Suddenly, it is Pilate who is on the defensive – who is on trial – here. Just by the intonation of Jesus’ voice.
Mark, in his gospel, says that Jesus responded to the question by saying, “You say so.” Whether you look at Mark or John, notice how Jesus responds to Pilate’s questions either with questions of his own or so indirectly as to never really answer the question.
“I am not a Jew, am I?” Pilate says. “Your own nation and the chief priests have handed you over to me. What have you done?” And after talking about the nature of his kingdom, Jesus is finally asked by Pilate, “So you are a king?”
“You say that I am a king. For this I was born, and for this I came into the world, to testify to the truth. Everyone who belongs to the truth listens to my voice.” And that is when Pilate asks his infamous question, “What is truth?”
You see, to Pilate, truth is relative. Truth is whatever gets the job done. He found no fault with Jesus, but experience – and expedience – tells him Jesus will die. That, for Pilate, is truth. Whatever it takes to keep peace. If a man has to die, so be it. His hands are clean. Pilate will make his own truth.

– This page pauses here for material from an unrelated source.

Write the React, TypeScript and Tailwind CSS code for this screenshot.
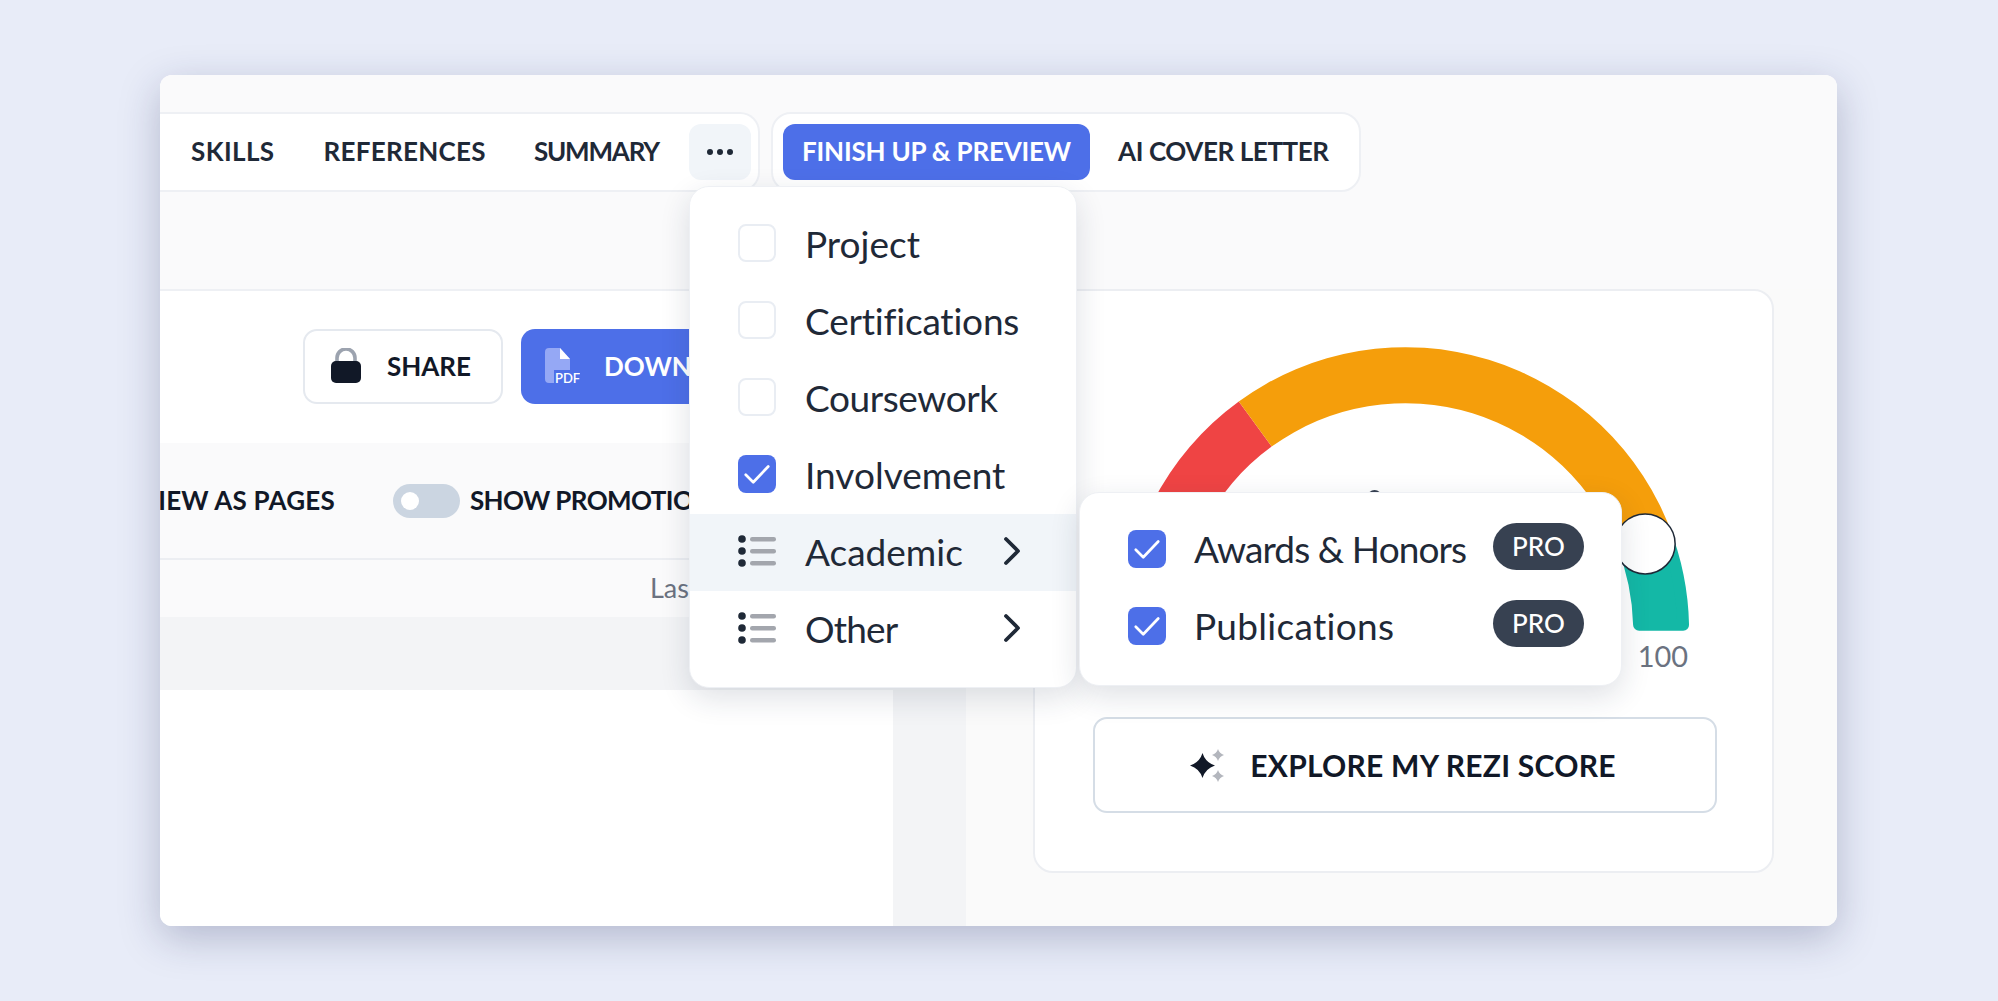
import React from 'react';

const CX = 371;
const CY = 340;
const OUTER = 284;
const INNER = 228;

// pct 0-100 runs from the left end of the gauge to the right end
const pt = (pct: number, r: number) => {
  const a = Math.PI - (pct / 100) * Math.PI;
  return `${(CX + r * Math.cos(a)).toFixed(2)} ${(CY - r * Math.sin(a)).toFixed(2)}`;
};

const sector = (from: number, to: number, outer = OUTER, inner = INNER) =>
  `M ${pt(from, outer)} A ${outer} ${outer} 0 0 1 ${pt(to, outer)} L ${pt(to, inner)} A ${inner} ${inner} 0 0 0 ${pt(from, inner)} Z`;

// last piece ends flat on the baseline, rounded by the stroke
const tealEnd = `M ${pt(88, 278)} A 278 278 0 0 1 ${pt(99.31, 278)} L ${pt(99.18, 234)} A 234 234 0 0 0 ${pt(88, 234)} Z`;

const Gauge = () => (
  <svg viewBox="0 0 738 426" className="block w-full h-[426px] shrink-0">
    <path d={tealEnd} fill="#14b8a6" stroke="#14b8a6" strokeWidth="12" strokeLinejoin="round" />
    <path d={sector(0, 30)} fill="#ef4444" />
    <path d={sector(30, 89)} fill="#f59e0b" />
    <circle cx="340" cy="206" r="7" fill="#374151" />
    <circle cx="611" cy="253" r="30" fill="#ffffff" stroke="#1f2937" strokeWidth="1.5" />
    <text x="654" y="376" textAnchor="end" fontSize="29" fill="#6b7280" fontFamily="Lato, sans-serif">100</text>
  </svg>
);

const Check = ({ on }: { on: boolean }) => (
  <span className={`flex h-[38px] w-[38px] shrink-0 items-center justify-center rounded-[8px] ${on ? 'bg-[#4d6fe8]' : 'border-2 border-[#e9edf3] bg-white'}`}>
    {on && (
      <svg viewBox="0 0 24 24" className="h-[36px] w-[36px]" fill="none" stroke="#ffffff" strokeWidth="1.8" strokeLinecap="round" strokeLinejoin="round">
        <path d="M4.5 12.5l5 5L19.5 7" />
      </svg>
    )}
  </span>
);

const ListIcon = () => (
  <svg viewBox="0 0 38 32" className="h-[32px] w-[38px] shrink-0">
    <circle cx="4" cy="4" r="3.8" fill="#1f2937" />
    <circle cx="4" cy="16" r="3.8" fill="#1f2937" />
    <circle cx="4" cy="28" r="3.8" fill="#1f2937" />
    <rect x="12" y="2" width="26" height="4.4" rx="2.2" fill="#a3a6ad" />
    <rect x="12" y="14" width="26" height="4.4" rx="2.2" fill="#a3a6ad" />
    <rect x="12" y="26" width="26" height="4.4" rx="2.2" fill="#a3a6ad" />
  </svg>
);

const Chevron = () => (
  <svg viewBox="0 0 20 30" className="h-[30px] w-[20px] shrink-0" fill="none" stroke="#1f2937" strokeWidth="3.8" strokeLinecap="round" strokeLinejoin="round">
    <polyline points="4,3 16,15 4,27" />
  </svg>
);

const labelCls = "text-[37px] leading-none text-[#1f2937] [font-variant-ligatures:none]";

const CheckRow = ({ label, on, track = '' }: { label: string; on: boolean; track?: string }) => (
  <div className="flex h-[77px] items-center gap-[29px] pb-[3px] pl-[48px]">
    <Check on={on} />
    <span className={`${labelCls} ${track}`}>{label}</span>
  </div>
);

const GroupRow = ({ label, active, track = '' }: { label: string; active?: boolean; track?: string }) => (
  <div className={`flex h-[77px] items-center gap-[29px] pb-[3px] pl-[48px] pr-[54px] ${active ? 'bg-[#f1f5f9]' : ''}`}>
    <ListIcon />
    <span className={`flex-1 ${labelCls} ${track}`}>{label}</span>
    <Chevron />
  </div>
);

const ProRow = ({ label, track }: { label: string; track: string }) => (
  <div className="flex h-[77px] items-center pl-[48px] pr-[37px]">
    <Check on />
    <span className={`ml-[28px] flex-1 ${labelCls} ${track}`}>{label}</span>
    <span className="-mt-[5px] flex h-[47px] w-[91px] items-center justify-center rounded-full bg-[#374151] text-[26px] font-medium text-white">PRO</span>
  </div>
);

const Sparkle = () => (
  <svg viewBox="0 0 34 33" className="h-[33px] w-[34px] shrink-0">
    <path d="M12.500 4Q15.500 13.500 25 16.500Q15.500 19.500 12.500 29Q9.500 19.500 0 16.500Q9.500 13.500 12.500 4Z" fill="#111827" />
    <path d="M28 0Q29.400 4.600 34 6Q29.400 7.400 28 12Q26.600 7.400 22 6Q26.600 4.600 28 0ZM28 21Q29.400 25.600 34 27Q29.400 28.400 28 33Q26.600 28.400 22 27Q26.600 25.600 28 21Z" fill="#b3b6bd" />
  </svg>
);

const LockIcon = () => (
  <svg viewBox="0 0 32 36" className="h-[36px] w-[32px] shrink-0">
    <path d="M7 16V10a9 9 0 0 1 18 0v6" fill="none" stroke="#9ca3af" strokeWidth="3.6" />
    <rect x="1" y="13" width="30" height="22" rx="5" fill="#111827" />
  </svg>
);

const PdfIcon = () => (
  <svg viewBox="0 0 35 36" className="h-[36px] w-[35px] shrink-0">
    <path d="M4 0h11l10 11v11H9v13H4a4 4 0 0 1-4-4V4a4 4 0 0 1 4-4z" fill="#95a8f5" />
    <path d="M15 0l10 11H15z" fill="#ffffff" />
    <text x="10" y="35" fontSize="13" fontWeight="600" fill="#ffffff" fontFamily="Lato, sans-serif">PDF</text>
  </svg>
);

export default function App() {
  return (
    <div className="h-[1001px] w-[1998px] overflow-hidden bg-[#e8ecf8] pl-[160px] pt-[75px] font-['Lato',sans-serif]">
      <div className="relative flex h-[851px] w-[1677px] flex-col overflow-hidden rounded-[12px] bg-white shadow-[0_12px_40px_rgba(30,40,90,0.26)]">
        <div className="h-[214px] shrink-0 bg-[#fafafb] pt-[37px]">
          <div className="flex gap-[11px]">
            <div className="flex h-[80px] w-[600px] items-center rounded-r-[20px] border-y-2 border-r-2 border-[#eef0f4] bg-white pb-[2px] pl-[31px] text-[26px] font-bold text-[#1f2937]">
              <span className="tracking-[0.4px]">SKILLS</span>
              <span className="ml-[49px] tracking-[0.3px]">REFERENCES</span>
              <span className="ml-[48px] tracking-[-1.2px]">SUMMARY</span>
              <span className="ml-[30px] mt-[2px] flex h-[56px] w-[62px] items-center justify-center gap-[4px] rounded-[12px] bg-[#f1f5f9]">
                <i className="h-[6px] w-[6px] rounded-full bg-[#1f2937]" />
                <i className="h-[6px] w-[6px] rounded-full bg-[#1f2937]" />
                <i className="h-[6px] w-[6px] rounded-full bg-[#1f2937]" />
              </span>
            </div>
            <div className="flex h-[80px] w-[590px] items-center rounded-[20px] border-2 border-[#eef0f4] bg-white pl-[10px] text-[26px] font-bold text-[#1f2937]">
              <span className="flex h-[56px] w-[307px] items-center justify-center rounded-[12px] bg-[#4d6fe8] pb-[2px] tracking-[-0.2px] text-white">FINISH UP &amp; PREVIEW</span>
              <span className="ml-[28px] pb-[2px] tracking-[-0.4px]">AI COVER LETTER</span>
            </div>
          </div>
        </div>

        <div className="flex flex-1">
          <div className="w-[733px] shrink-0 overflow-hidden border-t-2 border-[#eef0f4] bg-white">
            <div className="flex h-[152px] items-center gap-[18px] pb-[2px] pl-[143px]">
              <div className="flex h-[75px] w-[200px] items-center gap-[25px] rounded-[14px] border-2 border-[#e5e9ef] pl-[25px] text-[26px] font-bold text-[#111827]">
                <LockIcon />
                <span>SHARE</span>
              </div>
              <div className="flex h-[75px] w-[340px] shrink-0 items-center gap-[24px] rounded-[14px] bg-[#4d6fe8] pl-[24px] text-[26px] font-bold text-white">
                <PdfIcon />
                <span>DOWNLOAD</span>
              </div>
            </div>
            <div className="flex h-[117px] items-center whitespace-nowrap border-b-2 border-[#eceef2] bg-[#fafafb] text-[26px] font-bold text-[#111827]">
              <span className="-ml-[20px] tracking-[0.2px]">VIEW AS PAGES</span>
              <span className="ml-[58px] flex h-[34px] w-[67px] shrink-0 items-center rounded-full bg-[#cbd5e1] pl-[8px]">
                <i className="h-[18px] w-[18px] rounded-full bg-white" />
              </span>
              <span className="ml-[10px] tracking-[-0.6px]">SHOW PROMOTIONS</span>
            </div>
            <div className="flex h-[57px] items-center whitespace-nowrap bg-[#fafafb] pl-[490px] text-[27px] text-[#6b7280]">
              <span>Last saved</span>
            </div>
            <div className="h-[73px] bg-[#f3f4f6]" />
          </div>
          <div className="w-[73px] shrink-0 bg-[#f3f4f6]" />
          <div className="flex-1 bg-[#fafafa] pl-[67px] pr-[63px]">
            <div className="flex h-[584px] flex-col rounded-[20px] border-2 border-[#eceef2] bg-white">
              <Gauge />
              <div className="ml-[58px] mr-[55px] flex h-[96px] items-center justify-center gap-[26px] rounded-[14px] border-2 border-[#d5dde6] pr-[4px] text-[30px] font-bold text-[#111827]">
                <Sparkle />
                <span className="tracking-[0.25px]">EXPLORE MY REZI SCORE</span>
              </div>
            </div>
          </div>
        </div>

        <div className="absolute left-[529px] top-[111px] h-[502px] w-[388px] rounded-[20px] border border-[#eef0f4] bg-white pt-[19px] shadow-[0_10px_30px_rgba(30,40,70,0.14)]">
          <CheckRow label="Project" on={false} />
          <CheckRow label="Certifications" on={false} track="tracking-[-0.2px]" />
          <CheckRow label="Coursework" on={false} track="tracking-[-0.4px]" />
          <CheckRow label="Involvement" on />
          <GroupRow label="Academic" active />
          <GroupRow label="Other" track="tracking-[-0.8px]" />
        </div>

        <div className="absolute left-[919px] top-[417px] h-[194px] w-[543px] rounded-[20px] border border-[#eef0f4] bg-white pt-[17px] shadow-[0_10px_30px_rgba(30,40,70,0.14)]">
          <ProRow label="Awards & Honors" track="tracking-[-0.9px]" />
          <ProRow label="Publications" track="tracking-[0.3px]" />
        </div>
      </div>
    </div>
  );
}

Eventually, as we well know, Pilate finally handed Jesus over to the Jews for execution. The expression in the Greek for “handed over” is the same word for betrayal. I nteresting, isn’t it? Judas, Simon Peter, Pilate, you, me. We all seek the truth, but tend to look for it in all the wrong places.
On this Good Friday, as you seek the truth – and your very presence here today speaks of that searching – look into the faces of those who couldn’t bring themselves to believe in Jesus’ truth… at least in that fateful moment. And know, that even when we hand Jesus over to that which is less than what he wants us to be and do, his grace is still made real to us. Even in our betrayal there is his grace and forgiveness. And that, my friends, is indeed the truth.
Find the truth in us, O Lord, and help us to see on this Good Friday that we will find the truth on a lonely, rugged cross. Through Jesus who died there that day, we offer this prayer, Amen.